Attorney for Defendants and Appellants: Fine, Boggs &
Perkins, John Boggs, Roman Zhuk, David Reese.
RICHMAN, J.
This is
an appeal from an order denying a petition to compel
arbitration. We easily affirm the order. And we publish, to
also affirm-and remind the profession of-the importance of
candor toward the court.
BACKGROUND
The
Facts
Appellant
TWC Dealer Group, Inc. (TWC) operated a Toyota dealership in
Walnut Creek. In the spring of 2013, respondents Donald
Davis, Bonnie Davis, and Raymond Davis (when referred to
collectively, the Davises) sought employment at TWC, to run
its special finance department. The Davises are
African-American, and Donald Davis is over the age of 40. And
in connection with that employment, all of the Davises were
required to sign three separate agreements, each providing
that the Davises agreed to arbitration.
At no
place in its 72-pages of briefing here does TWC quote the
entirety of any, let alone all, of the agreements, which we
note are all different. Specifically:
The
first agreement, signed by the Davises on April 3, 2013, is
entitled “Applicant Statement and Agreement”

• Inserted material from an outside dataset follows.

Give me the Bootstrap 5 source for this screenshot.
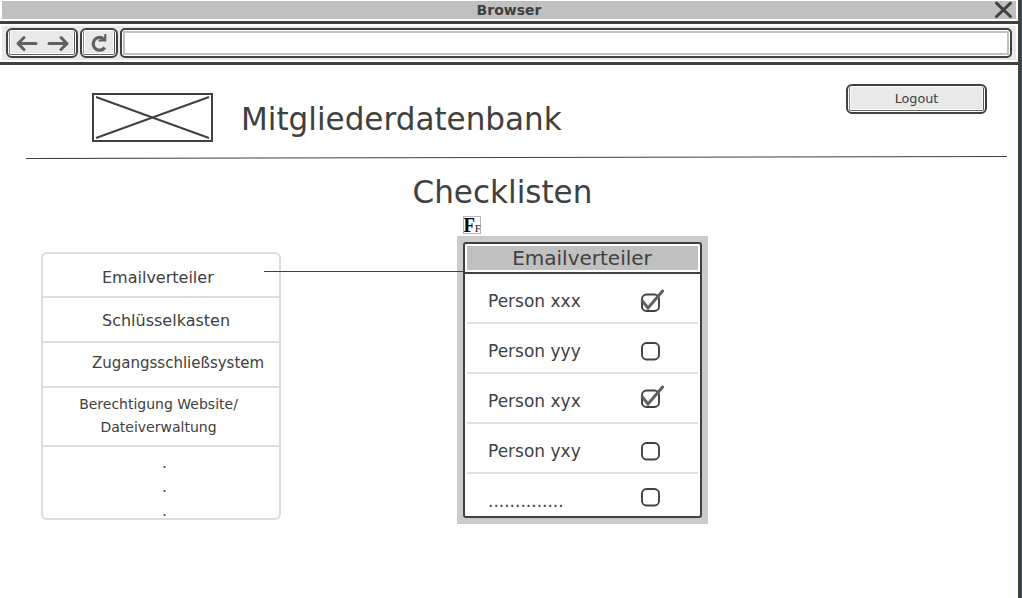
<!DOCTYPE html>
<html lang="de">
<head>
<meta charset="utf-8">
<meta name="viewport" content="width=device-width, initial-scale=1">
<title>Mitgliederdatenbank</title>
<link href="https://cdn.jsdelivr.net/npm/bootstrap@5.3.0/dist/css/bootstrap.min.css" rel="stylesheet">
<style>
  :root { --ink: #404040; --fill: #e9e9e9; --rule: #dcdcdc; }
  body { font-family: "DejaVu Sans", sans-serif; color: var(--ink); background: #fff; line-height: 1; }
  svg { display: block; }
  .window { width: 1022px; height: 598px; border-right: 1px solid #39506f; }
  .window-inner { border-right: 3px solid var(--ink); }
  .titlebar { height: 24px; padding: 1px 2px 2px; border-bottom: 3px solid var(--ink); }
  .titlebar-fill { height: 18px; background: #c0c0c0; font-size: 14px; }
  .close-x { right: 5px; top: 1px; }
  .toolbar { height: 41px; padding: 2px; border-bottom: 3px solid var(--ink); }
  .toolbar-fill { height: 34px; background: var(--fill); padding: 2px 4px; gap: 2px; }
  .wire-btn { height: 30px; border: 2px solid var(--ink); border-radius: 6px; background: #fff; padding: 1px; color: inherit; }
  .wire-face { height: 100%; background: var(--fill); border: 1px solid #888; border-top: 0; border-right-color: #555; border-bottom-color: #666; border-radius: 2px; box-shadow: inset 1px 0 #fff, inset -1px -1px #fff; }
  .btn-nav { width: 72px; }
  .btn-reload { width: 38px; }
  .address { height: 30px; border: 2px solid var(--ink); border-radius: 5px; background: #fff; padding: 1px; }
  .address-field { height: 24px; border: 2px solid #c0c0c0; }
  .masthead { height: 90px; padding-left: 92px; }
  .logo { margin-top: 28px; }
  .heading { font-size: 31.05px; line-height: 36px; font-weight: 400; }
  .site-name { margin: 36px 0 0 28px; }
  .logout { width: 141px; margin: 19px 31px 0 auto; font-size: 12.75px; }
  .logout .wire-face { padding-top: 2px; }
  .page-title { margin: 15px 0 0 412.5px; }
  .panels { padding: 6px 0 0 41px; }
  .topics { width: 240px; height: 268px; margin-top: 36px; border: 2px solid var(--rule); border-radius: 6px; }
  .topic { border-bottom: 2px solid var(--rule); font-size: 16px; line-height: 20px; white-space: nowrap; }
  .topic-1 { height: 44px; padding: 14px 0 0 59px; }
  .topic-2 { height: 45px; padding: 13px 0 0 59px; }
  .topic-3 { height: 45px; padding: 10px 0 0 49px; font-size: 15px; }
  .topic-4 { height: 59px; padding: 5px 5px 0 0; font-size: 14px; line-height: 23px; text-align: center; }
  .topic-more { padding: 4px 0 0 119px; font-size: 15px; line-height: 24px; }
  .connector { width: 199px; height: 1px; margin: 55px 0 0 -17px; background: var(--ink); z-index: 1; }
  .checklist { width: 251px; margin-left: -6px; }
  .font-icon { margin-left: 6px; overflow: visible; }
  .frame { background: #cbcbcb; padding: 6px; margin-top: 2px; }
  .sheet { height: 276px; border: 2px solid var(--ink); border-radius: 3px; background: #fff; }
  .sheet-head { height: 30px; padding: 2px 2px 2px; border-bottom: 2px solid var(--ink); }
  .sheet-title { height: 24px; background: #c0c0c0; font-size: 20px; line-height: 24px; text-align: center; padding-right: 1px; }
  .entry { height: 50px; margin: 0 2px; padding: 0 34px 0 21px; border-bottom: 2px solid #e0e0e0; font-size: 17px; line-height: 20px; }
  .entry:last-child { border: 0; height: 42px; }
  .entry-label { margin-top: 17px; }
</style>
</head>
<body>
<svg width="0" height="0" class="position-absolute" aria-hidden="true">
  <defs>
    <g id="box"><rect x="6" y="14.5" width="17" height="16.5" rx="4.5" fill="none" stroke="#404040" stroke-width="1.9"/></g>
    <g id="tick"><path d="M5.5 19 12 27 27.5 9" fill="none" stroke="#606060" stroke-width="3"/></g>
  </defs>
</svg>
<div class="window overflow-hidden">
 <div class="window-inner h-100">
  <div class="titlebar position-relative">
    <div class="titlebar-fill d-flex align-items-center justify-content-center fw-bold">Browser</div>
    <svg class="close-x position-absolute" width="19" height="18" viewBox="0 0 19 18"><path d="M2.5 2.2 16.5 15.5M16.5 2.2 2.5 15.5" stroke="#404040" stroke-width="3" stroke-linecap="round"/></svg>
  </div>
  <div class="toolbar">
    <div class="toolbar-fill d-flex">
      <div class="wire-btn btn-nav"><div class="wire-face">
        <svg width="64" height="25" viewBox="0 0 64 25"><path d="M26 12.5H8M14 6.5 8 12.5l6 6M39 12.5H57M51 6.5l6 6-6 6" fill="none" stroke="#606060" stroke-width="3" stroke-linecap="round" stroke-linejoin="round"/></svg>
      </div></div>
      <div class="wire-btn btn-reload"><div class="wire-face">
        <svg width="30" height="25" viewBox="0 0 30 25"><path d="M20.8 16.5A6.4 6.4 0 1 1 19 7.4" fill="none" stroke="#606060" stroke-width="3.2"/><path d="M21.3 3V9.6H14.5" fill="none" stroke="#606060" stroke-width="2"/><path d="M17 9 21 5V9Z" fill="#606060"/></svg>
      </div></div>
      <div class="address flex-grow-1"><div class="address-field"></div></div>
    </div>
  </div>
  <header class="masthead d-flex align-items-start">
    <svg class="logo" width="121" height="49" viewBox="0 0 121 49"><rect x="1" y="1" width="119" height="47" fill="none" stroke="#404040" stroke-width="2"/><path d="M4 4 117 45M117 4 4 45" stroke="#404040" stroke-width="1.9"/></svg>
    <h1 class="heading site-name">Mitgliederdatenbank</h1>
    <button type="button" class="wire-btn logout"><span class="wire-face d-flex align-items-center justify-content-center">Logout</span></button>
  </header>
  <svg width="1018" height="4" viewBox="0 0 1018 4"><path d="M26 3.5 1007 1.5" stroke="#404040" stroke-width="1.1"/></svg>
  <h2 class="heading page-title">Checklisten</h2>
  <main class="panels d-flex align-items-start">
    <div class="topics">
      <div class="topic topic-1">Emailverteiler</div>
      <div class="topic topic-2">Schlüsselkasten</div>
      <div class="topic topic-3">Zugangsschließsystem</div>
      <div class="topic topic-4">Berechtigung Website/<br>Dateiverwaltung</div>
      <div class="topic-more">.<br>.<br>.</div>
    </div>
    <div class="connector flex-shrink-0"></div>
    <section class="checklist">
      <svg class="font-icon" width="18" height="18" viewBox="0 0 18 18"><rect x=".5" y=".5" width="17" height="17" fill="#fff" stroke="#b5b5b5"/><text x="0.5" y="16" font-family="Liberation Serif, serif" font-weight="700" font-size="22" textLength="11.5" lengthAdjust="spacingAndGlyphs" fill="#000">F</text><text x="12" y="16" font-family="Liberation Serif, serif" font-size="10" fill="#000">F</text></svg>
      <div class="frame"><div class="sheet">
        <div class="sheet-head"><div class="sheet-title">Emailverteiler</div></div>
        <div class="entry d-flex justify-content-between"><span class="entry-label">Person xxx</span><svg width="28" height="40" viewBox="0 -4 28 40"><use href="#box" y="2"/><use href="#tick" y="3"/></svg></div>
        <div class="entry d-flex justify-content-between"><span class="entry-label">Person yyy</span><svg width="28" height="40" viewBox="0 -4 28 40"><use href="#box" y=".5"/></svg></div>
        <div class="entry d-flex justify-content-between"><span class="entry-label">Person xyx</span><svg width="28" height="40" viewBox="0 -4 28 40"><use href="#box" y="-2"/><use href="#tick" y="-1"/></svg></div>
        <div class="entry d-flex justify-content-between"><span class="entry-label">Person yxy</span><svg width="28" height="40" viewBox="0 -4 28 40"><use href="#box" y=".5"/></svg></div>
        <div class="entry d-flex justify-content-between"><span class="entry-label">..............</span><svg width="28" height="40" viewBox="0 -4 28 40"><use href="#box" y="-3.5"/></svg></div>
      </div></div>
    </section>
  </main>
 </div>
</div>
<script src="https://cdn.jsdelivr.net/npm/bootstrap@5.3.0/dist/js/bootstrap.bundle.min.js"></script>
</body>
</html>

(hereafter, for consistency with the briefing, Agreement No.
1.) Agreement No. 1 is one page long, and consists of six
paragraphs, all in identical and small-and quite difficult to
read-font. None of the six paragraphs is labeled or titled,
in boldface or otherwise. The fourth of the six paragraphs is
the one that refers to arbitration, though hardly in language
that is easy to comprehend. The paragraph is 30 lines long,
and ends with these three sentences: “If CCP §
1284.2 conflicts with other substantive statutory provisions
or controlling case law, the allocation of costs and
arbitrator fees shall be governed by said statutory
provisions or controlling case law instead of CCP
§1284.2. Both the Company and I agree that any
arbitration proceeding must move forward under the Federal
Arbitration Act (9 U.S.C. §§ 3-4) even though the
claims may also involve or relate to parties who are not
parties in the arbitration agreement and/or claims that are
not subject to arbitration; thus, the court may not refuse to
enforce this arbitration agreement and may not stay the
arbitration proceeding despite the provisions of California
Code of Civil Procedure § 1281.2(c). I UNDERSTAND BY
AGREEING TO THIS BINDING ARBITRATION PROVISION, BOTH I AND
THE COMPANY GIVE UP OUR RIGHTS TO TRIAL BY
JURY.”[1]
The
second of the three agreements was signed by the Davises on
April 10. (Agreement No. 2). Agreement No. 2 is two pages,
the first of which says at the top “Agreements”
in capitalized boldface. The two pages contain two
paragraphs, the first of which is entitled “At Will
Employment Agreement.” The second paragraph runs from
page one over to page two and is entitled in boldface
“Binding Arbitration Agreement.” And what a
paragraph it is: 67 lines long, without any indentation,
included within which is a sentence that is 15 lines
long.[2]
The
third Agreement, also dated April 10, is entitled
“Employee Acknowledgement and Agreement”
(Agreement No. 3). Agreement No. 3 is two pages long, and
consists of six paragraphs, the first of which acknowledges
that the employee has “received a copy of the Employee
Handbook and... will familiarize myself with its
contents.” The arbitration provision is in the third of
the six paragraphs, which paragraph is 49 lines long and
includes the same 15-line sentence in Agreement No 2. And the
49-line paragraph ends with the penultimate-and
confusing-sentence in Agreement No. 1.
As
indicated, nowhere in its briefing does TWC quote the
entirety of any of the three agreements. What it does say,
citing to 19 pages in the Clerk's Transcript, is this:
“Each of these agreements signed by each respondent
expressly provides: I and the Company both agree that any
claim, dispute, and/or controversy that either party may have
against one another... which would otherwise require or allow
resort to any court or other governmental dispute resolution
forum between myself and the Company (or its owners,
directors, officers, managers, employees, agents, and parties
affiliated with its employee benefit and health plans)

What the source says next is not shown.